I'll be praying for you too Andria! Let us know how it goes....

As for the mullet, it really doesn't look that bad in the picture. I know how I feel about my kids' hair though, so I would probably be pissed as well.

I'll keep my fingers crossed that the wedding won't happen until June, that way you can PAR-TAY!! :)

ChupieandJ'smama (Janeen) said...

The mullet doesn't look so bad. He's such a cutie anyway. I'll say a prayer for you about the scan. Try not to worry too much. I'll keep my fingers crossed for you about the wedding too. I know I had 2 weddings when I was pg, and there is nothing sadder than not being able to take part in the open bar. I hated being the D.D.

Sadie said...

I can't believe they haven't had a break! My husband's school had a week in October. He had to go yesterday and today, but they're out tomorrow.

I was sad about Rutgers too. And Husband certainly wasn't pleased about the Pitt/WVU game, although I was thinking about you, knew you would be. ;)

Good luck at the Doc. I will be keeping my fingers and toes crossed for you.

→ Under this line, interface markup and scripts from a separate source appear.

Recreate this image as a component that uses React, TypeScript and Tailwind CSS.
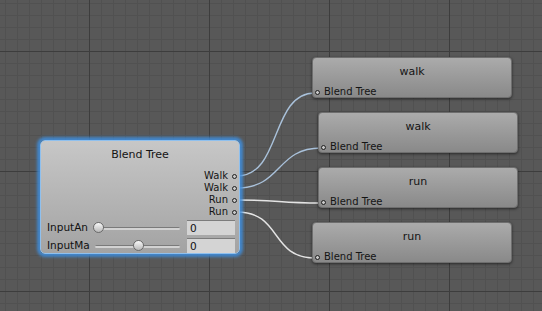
import React from "react";

const FONT = { fontFamily: '"DejaVu Sans", "Liberation Sans", sans-serif' };

type Link = { from: [number, number]; to: [number, number]; color: string };

const links: Link[] = [
    { from: [237, 176], to: [315, 93], color: "#a9c1da" },
    { from: [237, 188], to: [321, 148], color: "#a9c1da" },
    { from: [237, 200], to: [321, 203], color: "#e4e4e4" },
    { from: [237, 212], to: [315, 258], color: "#e4e4e4" },
];

const targets = [
    { name: "walk", x: 312, y: 57 },
    { name: "walk", x: 318, y: 112 },
    { name: "run", x: 318, y: 167 },
    { name: "run", x: 312, y: 222 },
];

function Grid() {
    const minorX: number[] = [];
    const minorY: number[] = [];
    for (let x = 5; x < 542; x += 12) minorX.push(x);
    for (let y = 3; y < 311; y += 12) minorY.push(y);
    const majorX = [89, 209, 329, 449];
    const majorY = [51, 171, 291];
    return (
        <svg className="absolute inset-0" width={542} height={311}>
            {minorX.map((x) => (
                <line key={"x" + x} x1={x + 0.5} y1={0} x2={x + 0.5} y2={311} stroke="#515151" strokeWidth={1} />
            ))}
            {minorY.map((y) => (
                <line key={"y" + y} x1={0} y1={y + 0.5} x2={542} y2={y + 0.5} stroke="#515151" strokeWidth={1} />
            ))}
            {majorX.map((x) => (
                <line key={"mx" + x} x1={x + 0.5} y1={0} x2={x + 0.5} y2={311} stroke="#3d3d3d" strokeWidth={1} />
            ))}
            {majorY.map((y) => (
                <line key={"my" + y} x1={0} y1={y + 0.5} x2={542} y2={y + 0.5} stroke="#3d3d3d" strokeWidth={1} />
            ))}
        </svg>
    );
}

function Links() {
    return (
        <svg className="absolute inset-0" width={542} height={311}>
            {links.map((l, i) => {
                const [x1, y1] = l.from;
                const [x2, y2] = l.to;
                const dx = 45;
                return (
                    <path
                        key={i}
                        d={`M${x1} ${y1} C${x1 + dx} ${y1} ${x2 - dx} ${y2} ${x2} ${y2}`}
                        fill="none"
                        stroke={l.color}
                        strokeWidth={1.4}
                    />
                );
            })}
        </svg>
    );
}

function Port() {
    return <span className="inline-block w-[5px] h-[5px] rounded-full border border-[#1e1e1e] bg-[#c8c8c8] shrink-0" />;
}

function SliderRow({ label, pos }: { label: string; pos: number }) {
    return (
        <div className="flex items-center h-[15px]">
            <div className="w-[46px] whitespace-nowrap text-[10.5px] leading-[15px] text-[#111]">{label}</div>
            <div className="relative flex-1 h-[15px]">
                {/* track */}
                <div className="absolute left-[2px] right-[2px] top-[7px] h-[3px] rounded-full bg-[#d2d2d2] border-t border-[#7a7a7a]" />
                {/* thumb */}
                <div
                    className="absolute top-[2px] w-[11px] h-[11px] rounded-full border border-[#6a6a6a] bg-gradient-to-b from-[#fafafa] to-[#b8b8b8]"
                    style={{ left: `${pos}px` }}
                />
            </div>
            <div className="ml-[5px] w-[48px] h-[15px] bg-[#d4d4d4] border-t border-[#7c7c7c] text-[10.5px] leading-[14px] pl-[3px] text-[#111]">0</div>
        </div>
    );
}

function BlendTreeNode() {
    return (
        <div
            className="absolute left-[40px] top-[140px] w-[200px] h-[114px] rounded-[5px] bg-gradient-to-b from-[#c7c7c7] to-[#a3a3a3] border border-[#8fc0ee] shadow-[0_0_3px_3px_rgba(62,142,222,0.85)]"
            style={FONT}
        >
            <div className="pt-[7px] text-center text-[11px] leading-[13px] text-[#141414]">Blend Tree</div>
            <div className="mt-[9px] flex flex-col items-end pr-[2px]">
                {["Walk", "Walk", "Run", "Run"].map((p, i) => (
                    <div key={i} className="flex items-center gap-[4px] h-[12px] text-[10px] leading-[12px] text-[#141414]">
                        <span>{p}</span>
                        <Port />
                    </div>
                ))}
            </div>
            <div className="mt-[2px] flex flex-col gap-[3px] pl-[6px] pr-[4px]">
                <SliderRow label="InputAn" pos={0} />
                <SliderRow label="InputMa" pos={40} />
            </div>
        </div>
    );
}

function TargetNode({ name, x, y }: { name: string; x: number; y: number }) {
    return (
        <div
            className="absolute w-[200px] h-[41px] rounded-[4px] bg-gradient-to-b from-[#ababab] to-[#898989] border border-[#6e6e6e] shadow-[0_1px_3px_rgba(0,0,0,0.55)]"
            style={{ left: x, top: y, ...FONT }}
        >
            <div className="pt-[7px] text-center text-[11px] leading-[13px] text-[#141414]">{name}</div>
            <div className="mt-[8px] flex items-center gap-[4px] pl-[2px] h-[12px] text-[10px] leading-[12px] text-[#141414]">
                <Port />
                <span>Blend Tree</span>
            </div>
        </div>
    );
}

export default function App() {
    return (
        <div className="relative w-[542px] h-[311px] overflow-hidden bg-[#585858]">
            <Grid />
            <Links />
            <BlendTreeNode />
            {targets.map((t, i) => (
                <TargetNode key={i} {...t} />
            ))}
        </div>
    );
}
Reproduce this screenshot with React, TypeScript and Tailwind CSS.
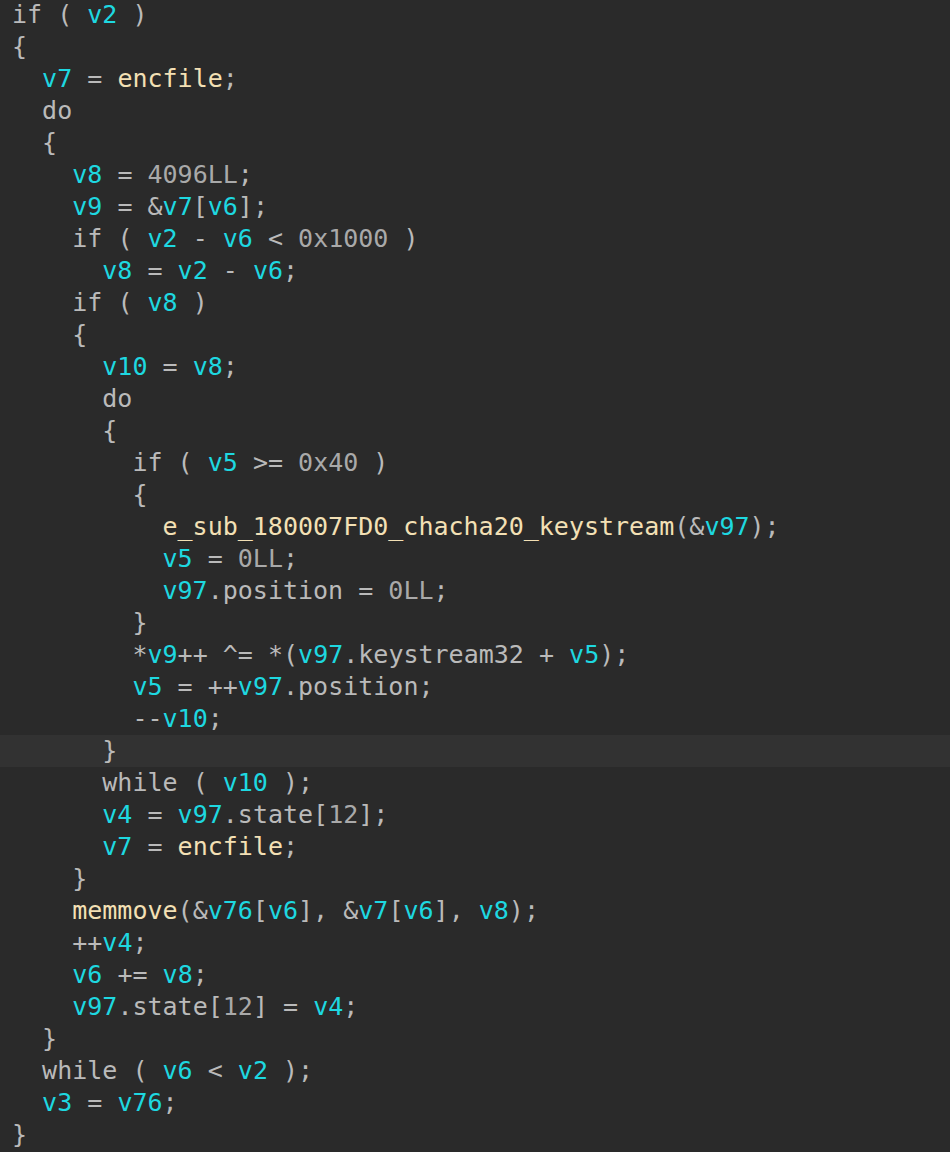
import React from 'react';

const lines = [
  'if ( v2 )',
  '{',
  '  v7 = encfile;',
  '  do',
  '  {',
  '    v8 = 4096LL;',
  '    v9 = &v7[v6];',
  '    if ( v2 - v6 < 0x1000 )',
  '      v8 = v2 - v6;',
  '    if ( v8 )',
  '    {',
  '      v10 = v8;',
  '      do',
  '      {',
  '        if ( v5 >= 0x40 )',
  '        {',
  '          e_sub_180007FD0_chacha20_keystream(&v97);',
  '          v5 = 0LL;',
  '          v97.position = 0LL;',
  '        }',
  '        *v9++ ^= *(v97.keystream32 + v5);',
  '        v5 = ++v97.position;',
  '        --v10;',
  '      }',
  '      while ( v10 );',
  '      v4 = v97.state[12];',
  '      v7 = encfile;',
  '    }',
  '    memmove(&v76[v6], &v7[v6], v8);',
  '    ++v4;',
  '    v6 += v8;',
  '    v97.state[12] = v4;',
  '  }',
  '  while ( v6 < v2 );',
  '  v3 = v76;',
  '}',
];

const globals = new Set(['encfile', 'e_sub_180007FD0_chacha20_keystream', 'memmove']);

function tokenClass(tok: string) {
  if (/^v\d+$/.test(tok)) return 'text-[#1ed8e0]';
  if (globals.has(tok)) return 'text-[#f3e0b5]';
  if (/^(0x[0-9A-Fa-f]+|\d+(LL)?)$/.test(tok)) return 'text-[#a9a9a9]';
  return 'text-[#bababa]';
}

const CodeLine: React.FC<{ text: string; active?: boolean }> = ({ text, active }) => {
  const toks = text.match(/[A-Za-z_][A-Za-z0-9_]*|0x[0-9A-Fa-f]+|\d+(?:LL)?|\s+|./g) || [];
  return (
    <div className={`h-8 pl-3 whitespace-pre ${active ? 'bg-[#323232]' : ''}`}>
      {toks.map((t, i) => (
        <span key={i} className={tokenClass(t)}>
          {t}
        </span>
      ))}
    </div>
  );
};

export default function App() {
  return (
    <div
      className="w-[950px] h-[1152px] bg-[#2a2a2a] overflow-hidden text-[25px] leading-8"
      style={{ fontFamily: '"DejaVu Sans Mono", "Liberation Mono", monospace' }}
    >
      <div className="-mt-px">
        {lines.map((l, i) => (
          <CodeLine key={i} text={l} active={i === 23} />
        ))}
      </div>
    </div>
  );
}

*snort.* Your kid has a mullet. ;)

L said...

I was wondering if you had heard any news in regard to that nuchal thing.
I will be thinking of you tomorrow.
In regard to the wedding,you could tell your friend that flowers are twice as expensive in February than any other month because of Valentine's Day. I doubt it will make a difference but it's worth a try.
I had to go to a wedding 7 months pregnant once and between not being able to drink, heartburn and being called fat by my SIL's BIL, it was not that fun.
Hope tomorrow goes well.

sweet memories said...

I needed to take a break, but i have checked in on you a few times...I took some more catching up time on your blog, your boys are adorable..read about your haircut, the little boys, sounds like you have made a lot of changes...I will be thinking of you and praying that things go well with your scan...I think of you often and your pregnancy...sending lots of hugs...

Lynsey said...

Happy Thanksgiving Andria!!!

Michelle said...

Good luck at the doc today; hope you received some good news and are able to put your worries behind you now.

The haircut doesn't look bad at all!!